◆ TASK DIRECTIONS
From the entries below, gather each line containing the word "React".

Pages as source code
◇ ◇ ◇ ◇ ◇ ◇ ◇
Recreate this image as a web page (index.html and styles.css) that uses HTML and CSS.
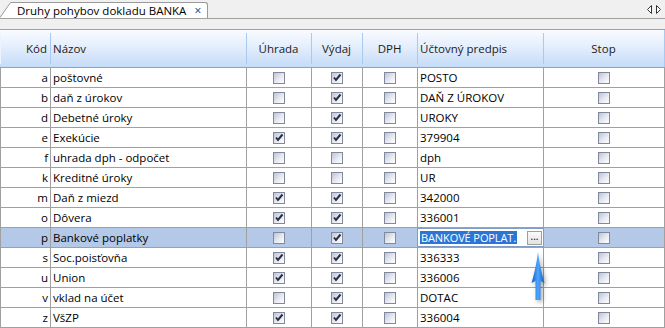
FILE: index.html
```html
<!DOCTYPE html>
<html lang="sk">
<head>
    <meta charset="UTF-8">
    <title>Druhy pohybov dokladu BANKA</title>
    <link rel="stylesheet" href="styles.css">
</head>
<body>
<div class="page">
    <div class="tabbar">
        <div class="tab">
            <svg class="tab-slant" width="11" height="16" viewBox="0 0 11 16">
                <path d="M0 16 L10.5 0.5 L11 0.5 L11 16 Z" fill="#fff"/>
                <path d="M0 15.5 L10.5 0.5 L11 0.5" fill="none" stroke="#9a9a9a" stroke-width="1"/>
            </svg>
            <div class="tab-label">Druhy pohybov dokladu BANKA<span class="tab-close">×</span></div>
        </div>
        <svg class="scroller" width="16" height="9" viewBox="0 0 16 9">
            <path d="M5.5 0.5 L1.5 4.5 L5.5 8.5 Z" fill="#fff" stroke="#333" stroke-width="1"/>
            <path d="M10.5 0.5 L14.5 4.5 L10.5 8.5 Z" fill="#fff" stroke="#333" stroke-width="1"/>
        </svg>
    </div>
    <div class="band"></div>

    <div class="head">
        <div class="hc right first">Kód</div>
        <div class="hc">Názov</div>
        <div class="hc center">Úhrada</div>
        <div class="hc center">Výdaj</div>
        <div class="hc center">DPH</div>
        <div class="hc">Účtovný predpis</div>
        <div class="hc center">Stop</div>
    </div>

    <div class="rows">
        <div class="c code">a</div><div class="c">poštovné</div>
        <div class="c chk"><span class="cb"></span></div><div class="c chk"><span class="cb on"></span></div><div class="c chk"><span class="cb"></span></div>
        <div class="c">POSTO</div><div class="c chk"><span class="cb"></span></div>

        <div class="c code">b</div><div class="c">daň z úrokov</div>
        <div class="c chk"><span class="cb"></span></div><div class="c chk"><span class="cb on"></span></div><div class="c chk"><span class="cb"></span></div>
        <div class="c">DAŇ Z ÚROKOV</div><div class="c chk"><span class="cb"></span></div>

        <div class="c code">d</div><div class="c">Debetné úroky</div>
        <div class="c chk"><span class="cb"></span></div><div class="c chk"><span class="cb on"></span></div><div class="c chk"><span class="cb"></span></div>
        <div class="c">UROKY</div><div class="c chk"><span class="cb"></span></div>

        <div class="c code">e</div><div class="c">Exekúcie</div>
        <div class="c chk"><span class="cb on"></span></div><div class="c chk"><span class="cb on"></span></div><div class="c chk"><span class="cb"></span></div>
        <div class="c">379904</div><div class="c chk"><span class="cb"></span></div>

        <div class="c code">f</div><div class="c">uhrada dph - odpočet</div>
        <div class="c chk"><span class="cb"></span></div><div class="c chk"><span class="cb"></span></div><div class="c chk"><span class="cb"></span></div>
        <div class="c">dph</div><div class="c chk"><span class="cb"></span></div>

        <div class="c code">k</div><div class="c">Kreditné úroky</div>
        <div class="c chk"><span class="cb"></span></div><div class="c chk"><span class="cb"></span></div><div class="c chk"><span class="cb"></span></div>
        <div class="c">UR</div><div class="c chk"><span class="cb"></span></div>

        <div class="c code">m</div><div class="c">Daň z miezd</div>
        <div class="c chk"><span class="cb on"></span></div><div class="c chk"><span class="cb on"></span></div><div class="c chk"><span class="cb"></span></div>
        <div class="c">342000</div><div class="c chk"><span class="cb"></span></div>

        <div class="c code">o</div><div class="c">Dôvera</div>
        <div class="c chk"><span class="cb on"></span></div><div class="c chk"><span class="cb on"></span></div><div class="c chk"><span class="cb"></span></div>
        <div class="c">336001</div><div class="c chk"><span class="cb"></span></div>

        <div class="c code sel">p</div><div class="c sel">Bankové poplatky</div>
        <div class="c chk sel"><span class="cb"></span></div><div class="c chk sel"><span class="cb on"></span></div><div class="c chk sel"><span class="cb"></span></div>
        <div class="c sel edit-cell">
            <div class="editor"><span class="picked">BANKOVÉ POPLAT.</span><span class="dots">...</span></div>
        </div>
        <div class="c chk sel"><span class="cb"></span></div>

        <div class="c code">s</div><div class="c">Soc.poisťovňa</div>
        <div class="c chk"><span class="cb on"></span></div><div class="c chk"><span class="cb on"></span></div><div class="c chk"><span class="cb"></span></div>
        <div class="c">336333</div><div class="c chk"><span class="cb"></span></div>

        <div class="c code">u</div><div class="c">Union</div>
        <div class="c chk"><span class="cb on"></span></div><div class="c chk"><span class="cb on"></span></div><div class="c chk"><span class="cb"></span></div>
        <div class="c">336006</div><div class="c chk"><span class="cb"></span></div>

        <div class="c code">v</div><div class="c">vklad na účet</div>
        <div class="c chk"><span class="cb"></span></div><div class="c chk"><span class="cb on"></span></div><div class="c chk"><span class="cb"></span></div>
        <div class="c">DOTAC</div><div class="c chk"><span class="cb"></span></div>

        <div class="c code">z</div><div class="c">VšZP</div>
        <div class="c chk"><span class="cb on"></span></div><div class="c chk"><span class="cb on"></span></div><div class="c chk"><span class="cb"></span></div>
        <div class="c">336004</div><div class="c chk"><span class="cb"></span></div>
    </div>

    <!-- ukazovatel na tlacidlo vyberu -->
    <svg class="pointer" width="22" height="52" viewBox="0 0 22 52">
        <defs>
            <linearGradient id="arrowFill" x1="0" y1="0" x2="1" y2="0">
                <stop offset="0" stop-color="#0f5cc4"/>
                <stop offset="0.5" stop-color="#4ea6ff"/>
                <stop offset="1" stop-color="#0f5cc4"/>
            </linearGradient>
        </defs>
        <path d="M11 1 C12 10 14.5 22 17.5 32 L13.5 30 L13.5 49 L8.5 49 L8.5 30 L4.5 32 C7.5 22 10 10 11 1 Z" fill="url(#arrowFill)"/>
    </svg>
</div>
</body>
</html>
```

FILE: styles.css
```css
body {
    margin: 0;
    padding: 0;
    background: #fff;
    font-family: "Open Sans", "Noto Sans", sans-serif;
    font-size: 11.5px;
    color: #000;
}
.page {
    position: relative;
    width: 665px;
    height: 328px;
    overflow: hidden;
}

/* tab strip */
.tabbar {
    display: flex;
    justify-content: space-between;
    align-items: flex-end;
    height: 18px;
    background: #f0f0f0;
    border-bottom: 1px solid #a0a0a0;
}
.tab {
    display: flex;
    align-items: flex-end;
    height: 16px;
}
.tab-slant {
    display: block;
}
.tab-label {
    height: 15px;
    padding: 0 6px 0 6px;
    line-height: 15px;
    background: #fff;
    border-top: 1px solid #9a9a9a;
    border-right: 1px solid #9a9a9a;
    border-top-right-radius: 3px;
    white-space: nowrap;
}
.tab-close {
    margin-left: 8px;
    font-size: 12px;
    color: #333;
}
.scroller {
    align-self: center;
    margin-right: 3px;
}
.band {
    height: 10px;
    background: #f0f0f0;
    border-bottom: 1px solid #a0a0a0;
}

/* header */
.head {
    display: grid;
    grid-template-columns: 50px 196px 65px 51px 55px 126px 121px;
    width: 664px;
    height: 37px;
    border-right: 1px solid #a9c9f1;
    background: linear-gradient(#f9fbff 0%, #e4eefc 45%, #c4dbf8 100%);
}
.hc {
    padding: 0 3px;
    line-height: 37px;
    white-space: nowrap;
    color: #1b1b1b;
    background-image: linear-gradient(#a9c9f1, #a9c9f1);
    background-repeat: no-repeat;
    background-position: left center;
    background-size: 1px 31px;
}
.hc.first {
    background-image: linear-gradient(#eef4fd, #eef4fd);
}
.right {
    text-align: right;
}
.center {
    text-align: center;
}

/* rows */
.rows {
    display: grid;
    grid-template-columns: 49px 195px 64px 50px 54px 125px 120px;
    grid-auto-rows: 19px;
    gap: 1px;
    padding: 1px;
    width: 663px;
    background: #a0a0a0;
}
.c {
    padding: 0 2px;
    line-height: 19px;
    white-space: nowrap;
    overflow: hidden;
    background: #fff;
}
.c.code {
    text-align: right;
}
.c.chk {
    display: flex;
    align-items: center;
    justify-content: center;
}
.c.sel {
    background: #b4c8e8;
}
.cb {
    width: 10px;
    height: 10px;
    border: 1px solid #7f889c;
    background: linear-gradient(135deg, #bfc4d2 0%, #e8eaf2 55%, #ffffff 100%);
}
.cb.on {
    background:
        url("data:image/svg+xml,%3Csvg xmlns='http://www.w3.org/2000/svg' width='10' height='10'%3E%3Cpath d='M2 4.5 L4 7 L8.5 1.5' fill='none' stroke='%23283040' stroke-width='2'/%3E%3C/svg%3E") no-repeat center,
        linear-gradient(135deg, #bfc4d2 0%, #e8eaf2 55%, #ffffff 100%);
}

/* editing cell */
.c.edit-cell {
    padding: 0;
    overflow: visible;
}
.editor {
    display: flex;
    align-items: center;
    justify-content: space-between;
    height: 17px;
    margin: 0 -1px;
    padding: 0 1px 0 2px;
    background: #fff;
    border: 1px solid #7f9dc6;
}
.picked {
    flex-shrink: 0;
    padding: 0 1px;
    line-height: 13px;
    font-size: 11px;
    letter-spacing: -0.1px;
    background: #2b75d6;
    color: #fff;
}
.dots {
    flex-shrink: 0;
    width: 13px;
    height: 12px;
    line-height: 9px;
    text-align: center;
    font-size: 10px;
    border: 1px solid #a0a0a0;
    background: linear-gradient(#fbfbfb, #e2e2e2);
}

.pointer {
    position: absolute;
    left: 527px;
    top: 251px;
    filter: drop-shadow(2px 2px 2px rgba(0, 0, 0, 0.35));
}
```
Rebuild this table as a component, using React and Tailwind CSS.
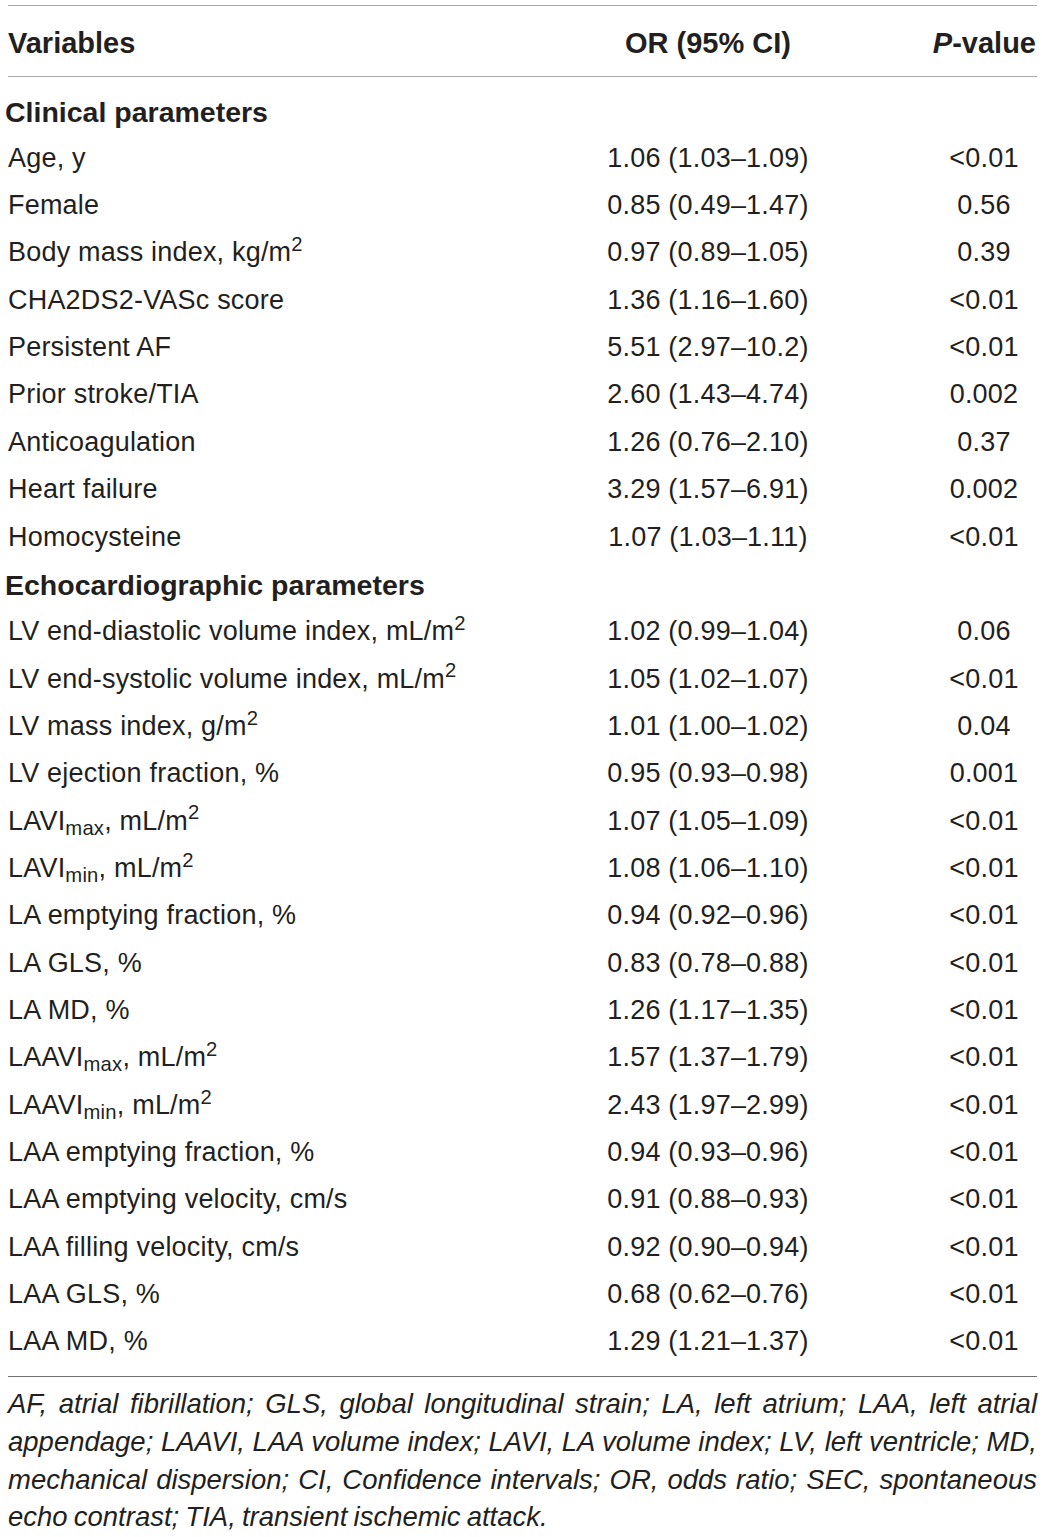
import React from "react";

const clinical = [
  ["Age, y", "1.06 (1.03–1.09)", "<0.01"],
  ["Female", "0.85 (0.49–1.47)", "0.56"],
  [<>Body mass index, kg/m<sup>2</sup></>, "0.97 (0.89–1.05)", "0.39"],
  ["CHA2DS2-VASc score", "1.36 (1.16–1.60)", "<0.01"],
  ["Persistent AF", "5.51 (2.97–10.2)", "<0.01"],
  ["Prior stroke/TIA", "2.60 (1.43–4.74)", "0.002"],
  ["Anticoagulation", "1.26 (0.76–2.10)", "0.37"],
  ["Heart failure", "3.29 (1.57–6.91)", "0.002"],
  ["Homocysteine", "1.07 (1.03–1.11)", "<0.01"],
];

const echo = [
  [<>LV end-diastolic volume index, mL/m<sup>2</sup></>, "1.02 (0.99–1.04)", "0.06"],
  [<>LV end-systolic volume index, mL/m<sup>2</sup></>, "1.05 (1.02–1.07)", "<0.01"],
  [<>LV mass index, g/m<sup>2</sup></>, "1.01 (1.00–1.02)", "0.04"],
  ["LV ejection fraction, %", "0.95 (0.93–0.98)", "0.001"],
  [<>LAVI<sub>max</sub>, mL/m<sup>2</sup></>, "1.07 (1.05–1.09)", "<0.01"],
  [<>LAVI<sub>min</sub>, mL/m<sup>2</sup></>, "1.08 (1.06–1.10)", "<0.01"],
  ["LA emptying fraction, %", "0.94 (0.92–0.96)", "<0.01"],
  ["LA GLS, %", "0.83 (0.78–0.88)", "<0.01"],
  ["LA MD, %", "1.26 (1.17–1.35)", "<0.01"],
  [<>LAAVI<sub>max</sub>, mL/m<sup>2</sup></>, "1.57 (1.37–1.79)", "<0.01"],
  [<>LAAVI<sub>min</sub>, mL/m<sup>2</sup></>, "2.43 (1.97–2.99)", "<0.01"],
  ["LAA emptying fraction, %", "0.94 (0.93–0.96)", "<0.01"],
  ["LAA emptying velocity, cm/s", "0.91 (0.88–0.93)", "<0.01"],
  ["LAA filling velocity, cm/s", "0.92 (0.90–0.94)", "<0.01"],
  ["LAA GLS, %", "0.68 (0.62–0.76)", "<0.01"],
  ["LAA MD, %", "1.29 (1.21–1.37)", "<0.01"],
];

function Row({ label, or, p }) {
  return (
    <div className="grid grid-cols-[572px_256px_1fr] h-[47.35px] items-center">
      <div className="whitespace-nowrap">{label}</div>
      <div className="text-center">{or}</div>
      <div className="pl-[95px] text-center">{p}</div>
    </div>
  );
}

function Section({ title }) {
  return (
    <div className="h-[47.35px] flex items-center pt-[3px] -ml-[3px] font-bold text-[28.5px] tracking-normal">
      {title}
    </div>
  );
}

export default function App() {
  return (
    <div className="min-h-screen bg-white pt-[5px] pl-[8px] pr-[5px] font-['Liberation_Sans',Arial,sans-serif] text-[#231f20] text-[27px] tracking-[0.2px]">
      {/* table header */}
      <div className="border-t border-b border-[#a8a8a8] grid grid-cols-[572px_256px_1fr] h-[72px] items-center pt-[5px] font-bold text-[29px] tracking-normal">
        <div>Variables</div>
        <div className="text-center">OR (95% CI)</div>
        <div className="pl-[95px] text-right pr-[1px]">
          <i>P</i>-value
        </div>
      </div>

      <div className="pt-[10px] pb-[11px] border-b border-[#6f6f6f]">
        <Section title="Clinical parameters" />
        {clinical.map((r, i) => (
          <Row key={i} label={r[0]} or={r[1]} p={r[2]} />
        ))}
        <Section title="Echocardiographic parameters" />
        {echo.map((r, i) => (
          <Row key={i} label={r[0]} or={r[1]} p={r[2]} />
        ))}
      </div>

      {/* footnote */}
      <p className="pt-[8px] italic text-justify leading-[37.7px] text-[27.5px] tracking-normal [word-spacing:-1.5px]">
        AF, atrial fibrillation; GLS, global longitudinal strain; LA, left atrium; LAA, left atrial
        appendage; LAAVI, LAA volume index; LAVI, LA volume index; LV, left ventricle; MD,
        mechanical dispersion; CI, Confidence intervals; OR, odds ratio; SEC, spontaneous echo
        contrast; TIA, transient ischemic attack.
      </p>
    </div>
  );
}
◇ ◇ ◇ ◇ ◇ ◇ ◇
◆ TASK ANSWER
Rebuild this table as a component, using React and Tailwind CSS.
import React from "react";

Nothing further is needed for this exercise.